- **DIRECTIONS FOR THIS TASK**
Each line below should be retyped exactly, with no pictures.

####

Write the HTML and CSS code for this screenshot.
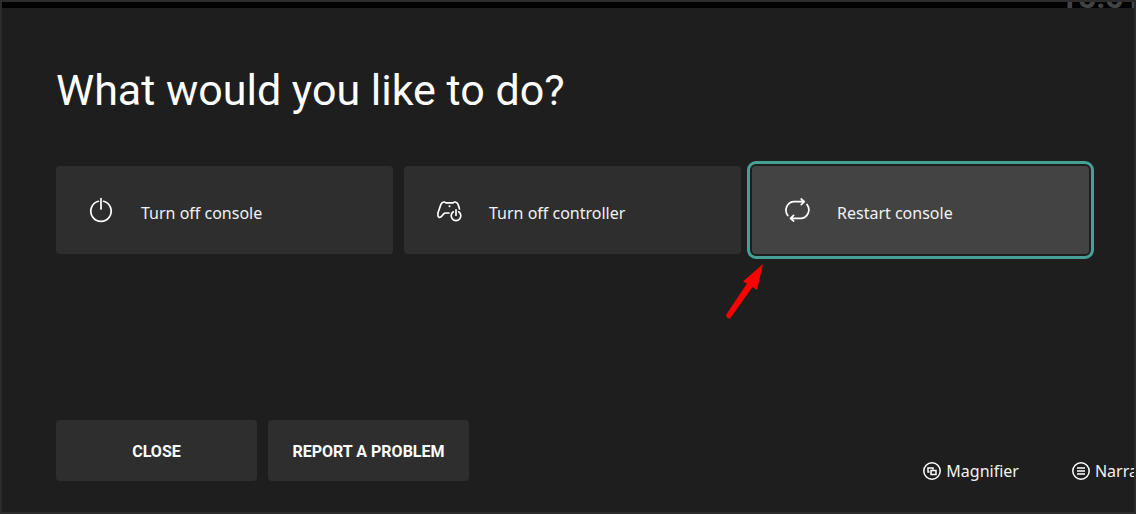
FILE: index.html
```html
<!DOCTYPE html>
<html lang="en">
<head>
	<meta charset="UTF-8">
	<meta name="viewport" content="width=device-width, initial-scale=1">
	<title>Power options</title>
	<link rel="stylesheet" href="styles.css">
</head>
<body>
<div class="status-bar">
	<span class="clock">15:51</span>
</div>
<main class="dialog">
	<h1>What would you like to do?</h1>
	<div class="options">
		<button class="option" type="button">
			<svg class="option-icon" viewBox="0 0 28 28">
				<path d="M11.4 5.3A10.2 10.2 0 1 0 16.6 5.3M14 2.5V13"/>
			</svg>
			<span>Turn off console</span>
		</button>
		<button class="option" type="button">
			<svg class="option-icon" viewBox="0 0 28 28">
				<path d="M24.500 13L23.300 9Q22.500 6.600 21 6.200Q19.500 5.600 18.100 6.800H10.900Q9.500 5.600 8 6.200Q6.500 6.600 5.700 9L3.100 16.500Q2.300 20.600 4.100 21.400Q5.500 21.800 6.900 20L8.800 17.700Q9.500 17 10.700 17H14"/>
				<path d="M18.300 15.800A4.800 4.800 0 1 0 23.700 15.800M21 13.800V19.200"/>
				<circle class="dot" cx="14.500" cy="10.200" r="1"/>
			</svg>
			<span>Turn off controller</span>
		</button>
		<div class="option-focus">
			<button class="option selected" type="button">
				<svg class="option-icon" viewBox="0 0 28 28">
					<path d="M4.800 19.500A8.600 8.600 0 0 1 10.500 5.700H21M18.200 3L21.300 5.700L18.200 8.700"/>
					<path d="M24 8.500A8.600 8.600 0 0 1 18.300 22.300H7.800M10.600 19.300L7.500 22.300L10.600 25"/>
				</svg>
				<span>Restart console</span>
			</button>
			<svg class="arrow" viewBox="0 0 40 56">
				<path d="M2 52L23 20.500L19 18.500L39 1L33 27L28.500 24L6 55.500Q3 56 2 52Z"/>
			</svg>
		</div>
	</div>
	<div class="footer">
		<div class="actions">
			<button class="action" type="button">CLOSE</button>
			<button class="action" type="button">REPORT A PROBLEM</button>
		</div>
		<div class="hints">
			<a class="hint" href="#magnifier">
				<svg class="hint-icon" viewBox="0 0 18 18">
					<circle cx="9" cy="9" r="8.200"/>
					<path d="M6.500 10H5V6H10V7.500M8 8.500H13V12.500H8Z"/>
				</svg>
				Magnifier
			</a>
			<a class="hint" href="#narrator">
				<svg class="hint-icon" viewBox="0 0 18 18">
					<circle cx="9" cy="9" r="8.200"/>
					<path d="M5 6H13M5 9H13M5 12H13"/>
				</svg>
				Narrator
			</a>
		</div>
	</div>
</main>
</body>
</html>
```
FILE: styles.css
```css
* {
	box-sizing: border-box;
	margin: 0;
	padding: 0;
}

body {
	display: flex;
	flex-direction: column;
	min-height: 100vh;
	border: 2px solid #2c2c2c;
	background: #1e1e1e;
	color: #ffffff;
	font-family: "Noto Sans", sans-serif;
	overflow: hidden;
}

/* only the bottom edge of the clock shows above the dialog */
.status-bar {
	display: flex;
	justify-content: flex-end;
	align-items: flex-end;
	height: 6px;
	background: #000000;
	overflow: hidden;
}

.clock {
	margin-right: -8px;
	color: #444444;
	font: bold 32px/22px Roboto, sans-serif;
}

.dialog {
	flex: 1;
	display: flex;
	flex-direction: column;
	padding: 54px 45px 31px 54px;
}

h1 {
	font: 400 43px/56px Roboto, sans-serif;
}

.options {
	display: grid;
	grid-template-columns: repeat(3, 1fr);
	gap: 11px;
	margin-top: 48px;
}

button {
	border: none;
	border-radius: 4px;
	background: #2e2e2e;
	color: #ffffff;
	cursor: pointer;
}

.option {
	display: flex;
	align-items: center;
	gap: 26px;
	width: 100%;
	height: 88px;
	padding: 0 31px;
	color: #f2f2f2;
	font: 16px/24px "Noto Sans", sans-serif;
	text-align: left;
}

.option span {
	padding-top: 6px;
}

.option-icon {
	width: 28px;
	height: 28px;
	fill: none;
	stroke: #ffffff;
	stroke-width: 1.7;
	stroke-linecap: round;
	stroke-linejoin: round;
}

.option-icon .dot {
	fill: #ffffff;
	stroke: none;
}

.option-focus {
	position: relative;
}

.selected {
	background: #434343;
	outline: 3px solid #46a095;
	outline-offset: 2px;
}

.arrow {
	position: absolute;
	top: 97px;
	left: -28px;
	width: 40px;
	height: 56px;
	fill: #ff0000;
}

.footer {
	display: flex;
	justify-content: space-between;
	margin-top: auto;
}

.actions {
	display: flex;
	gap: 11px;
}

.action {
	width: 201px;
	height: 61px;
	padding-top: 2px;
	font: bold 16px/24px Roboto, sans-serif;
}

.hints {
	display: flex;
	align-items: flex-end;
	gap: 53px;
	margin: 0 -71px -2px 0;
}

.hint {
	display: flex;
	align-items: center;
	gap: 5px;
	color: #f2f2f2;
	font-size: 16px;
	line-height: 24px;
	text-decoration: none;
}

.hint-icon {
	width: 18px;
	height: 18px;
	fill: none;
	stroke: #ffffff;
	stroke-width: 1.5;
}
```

####

- **ANSWER TO THIS TASK**
Write the HTML and CSS code for this screenshot.
FILE: index.html
```html
<!DOCTYPE html>
<html lang="en">
<head>
	<meta charset="UTF-8">
	<meta name="viewport" content="width=device-width, initial-scale=1">
	<title>Power options</title>
	<link rel="stylesheet" href="styles.css">
</head>
<body>
<div class="status-bar">
	<span class="clock">15:51</span>
</div>
<main class="dialog">
	<h1>What would you like to do?</h1>
	<div class="options">
		<button class="option" type="button">
			<svg class="option-icon" viewBox="0 0 28 28">
				<path d="M11.4 5.3A10.2 10.2 0 1 0 16.6 5.3M14 2.5V13"/>
			</svg>
			<span>Turn off console</span>
		</button>
		<button class="option" type="button">
			<svg class="option-icon" viewBox="0 0 28 28">
				<path d="M24.500 13L23.300 9Q22.500 6.600 21 6.200Q19.500 5.600 18.100 6.800H10.900Q9.500 5.600 8 6.200Q6.500 6.600 5.700 9L3.100 16.500Q2.300 20.600 4.100 21.400Q5.500 21.800 6.900 20L8.800 17.700Q9.500 17 10.700 17H14"/>
				<path d="M18.300 15.800A4.800 4.800 0 1 0 23.700 15.800M21 13.800V19.200"/>
				<circle class="dot" cx="14.500" cy="10.200" r="1"/>
			</svg>
			<span>Turn off controller</span>
		</button>
		<div class="option-focus">
			<button class="option selected" type="button">
				<svg class="option-icon" viewBox="0 0 28 28">
					<path d="M4.800 19.500A8.600 8.600 0 0 1 10.500 5.700H21M18.200 3L21.300 5.700L18.200 8.700"/>
					<path d="M24 8.500A8.600 8.600 0 0 1 18.300 22.300H7.800M10.600 19.300L7.500 22.300L10.600 25"/>
				</svg>
				<span>Restart console</span>
			</button>
			<svg class="arrow" viewBox="0 0 40 56">
				<path d="M2 52L23 20.500L19 18.500L39 1L33 27L28.500 24L6 55.500Q3 56 2 52Z"/>
			</svg>
		</div>
	</div>
	<div class="footer">
		<div class="actions">
			<button class="action" type="button">CLOSE</button>
			<button class="action" type="button">REPORT A PROBLEM</button>
		</div>
		<div class="hints">
			<a class="hint" href="#magnifier">
				<svg class="hint-icon" viewBox="0 0 18 18">
					<circle cx="9" cy="9" r="8.200"/>
					<path d="M6.500 10H5V6H10V7.500M8 8.500H13V12.500H8Z"/>
				</svg>
				Magnifier
			</a>
			<a class="hint" href="#narrator">
				<svg class="hint-icon" viewBox="0 0 18 18">
					<circle cx="9" cy="9" r="8.200"/>
					<path d="M5 6H13M5 9H13M5 12H13"/>
				</svg>
				Narrator
			</a>
		</div>
	</div>
</main>
</body>
</html>
```
FILE: styles.css
```css
* {
	box-sizing: border-box;
	margin: 0;
	padding: 0;
}

body {
	display: flex;
	flex-direction: column;
	min-height: 100vh;
	border: 2px solid #2c2c2c;
	background: #1e1e1e;
	color: #ffffff;
	font-family: "Noto Sans", sans-serif;
	overflow: hidden;
}

/* only the bottom edge of the clock shows above the dialog */
.status-bar {
	display: flex;
	justify-content: flex-end;
	align-items: flex-end;
	height: 6px;
	background: #000000;
	overflow: hidden;
}

.clock {
	margin-right: -8px;
	color: #444444;
	font: bold 32px/22px Roboto, sans-serif;
}

.dialog {
	flex: 1;
	display: flex;
	flex-direction: column;
	padding: 54px 45px 31px 54px;
}

h1 {
	font: 400 43px/56px Roboto, sans-serif;
}

.options {
	display: grid;
	grid-template-columns: repeat(3, 1fr);
	gap: 11px;
	margin-top: 48px;
}

button {
	border: none;
	border-radius: 4px;
	background: #2e2e2e;
	color: #ffffff;
	cursor: pointer;
}

.option {
	display: flex;
	align-items: center;
	gap: 26px;
	width: 100%;
	height: 88px;
	padding: 0 31px;
	color: #f2f2f2;
	font: 16px/24px "Noto Sans", sans-serif;
	text-align: left;
}

.option span {
	padding-top: 6px;
}

.option-icon {
	width: 28px;
	height: 28px;
	fill: none;
	stroke: #ffffff;
	stroke-width: 1.7;
	stroke-linecap: round;
	stroke-linejoin: round;
}

.option-icon .dot {
	fill: #ffffff;
	stroke: none;
}

.option-focus {
	position: relative;
}

.selected {
	background: #434343;
	outline: 3px solid #46a095;
	outline-offset: 2px;
}

.arrow {
	position: absolute;
	top: 97px;
	left: -28px;
	width: 40px;
	height: 56px;
	fill: #ff0000;
}

.footer {
	display: flex;
	justify-content: space-between;
	margin-top: auto;
}

.actions {
	display: flex;
	gap: 11px;
}

.action {
	width: 201px;
	height: 61px;
	padding-top: 2px;
	font: bold 16px/24px Roboto, sans-serif;
}

.hints {
	display: flex;
	align-items: flex-end;
	gap: 53px;
	margin: 0 -71px -2px 0;
}

.hint {
	display: flex;
	align-items: center;
	gap: 5px;
	color: #f2f2f2;
	font-size: 16px;
	line-height: 24px;
	text-decoration: none;
}

.hint-icon {
	width: 18px;
	height: 18px;
	fill: none;
	stroke: #ffffff;
	stroke-width: 1.5;
}
```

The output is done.